The far-right group the North West Infidels, which originated in a split in the English Defence League, will be holding a demonstration in Bolton next month against the planned so-called “super mosque” in Astley Bridge. There is an existing campaign based on the Facebook page Stop the Astley Bridge Mosque Bolton, which has already organised several anti-mosque protests, and as you can see they are now enthusiastically promoting the Infidels’ demonstration.
The Stop the Astley Bridge Mosque Bolton campaign is led by Bryn Morgan (aka Morgan Jones) who is an activist in the British National Party. It was also a bit of a giveaway that the campaign’s Facebook page originally featured the same banner that had appeared earlier on a BNP protest against the expansion of a mosque in Farnworth. The Bolton News went so far as to describe one of the Stop the Astley Bridge Mosque Bolton demonstrations, not inaccurately, as a “BNP rally”. In short, there is no question that the BNP has played a leading role in the campaign.

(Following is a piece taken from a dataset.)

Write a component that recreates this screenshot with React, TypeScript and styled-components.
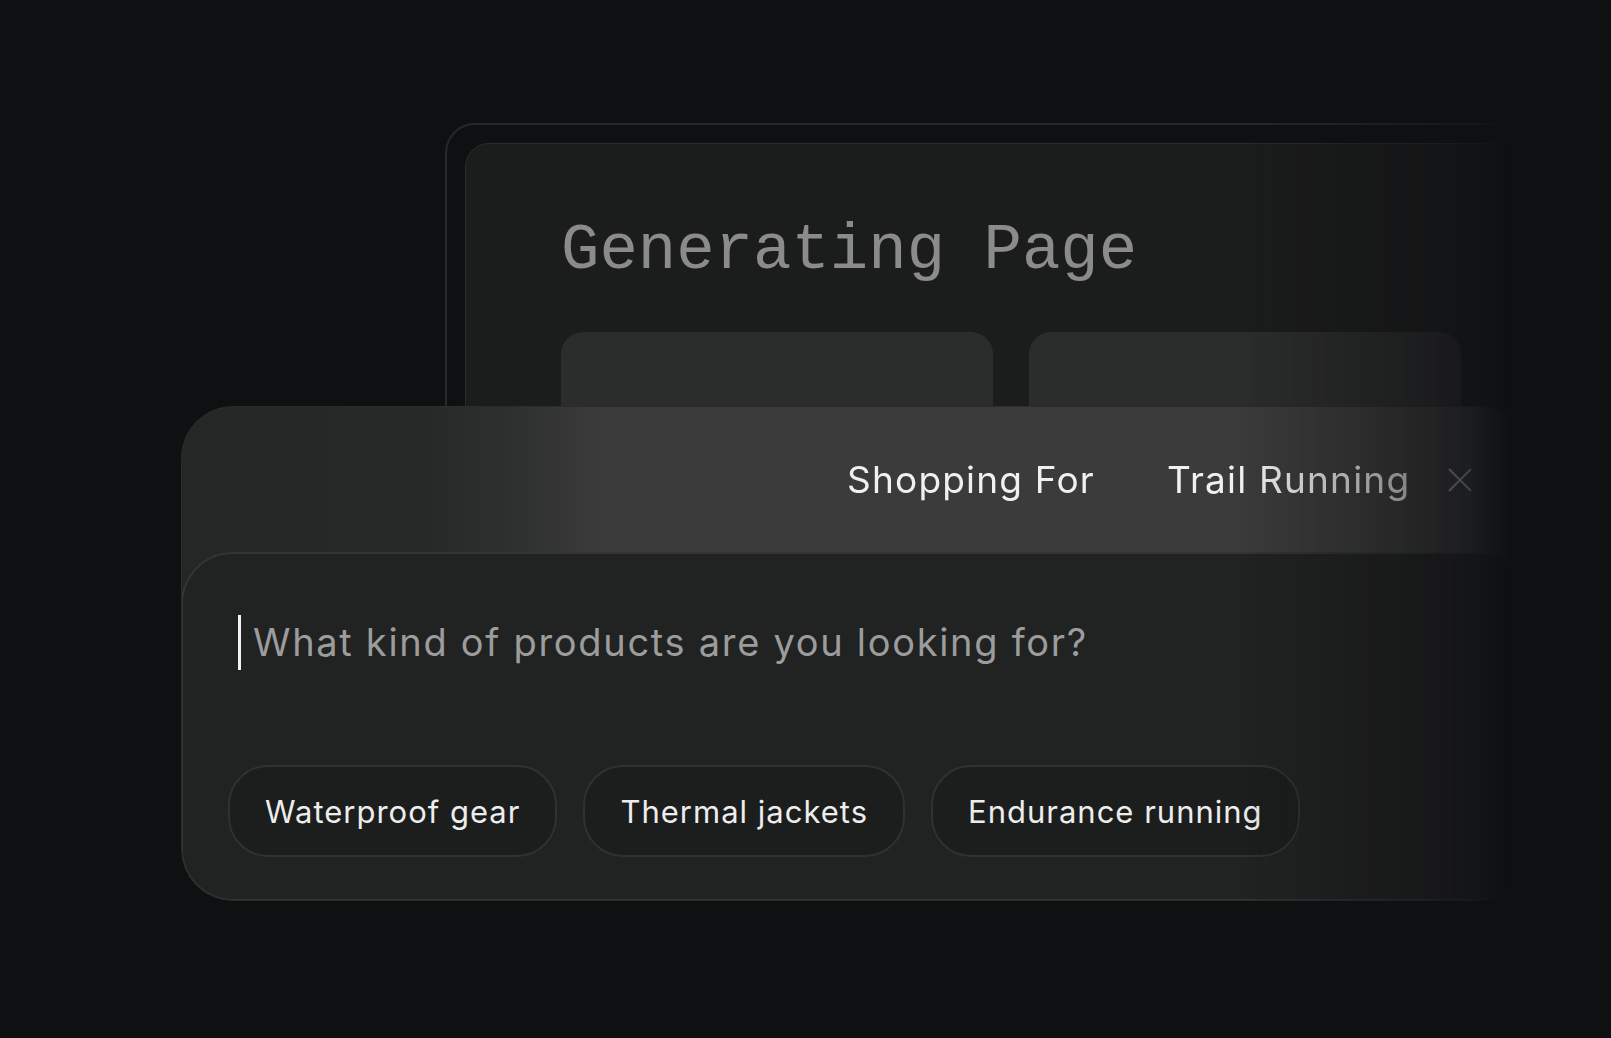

It might seem odd that the BNP is promoting an event organised by a white supremacist, neo-Nazi group like the Infidels. Central to Nick Griffin’s “modernisation” strategy, which he implemented after ousting John Tyndall as BNP leader in 1999, was a policy of hiding the party’s fascist ideology and presenting an “image of moderate reasonableness” to the public, with the aim of attracting electoral support. During the following period, and indeed until quite recently, the BNP would have steered clear of any public involvement with an organisation like the Infidels. But times have changed.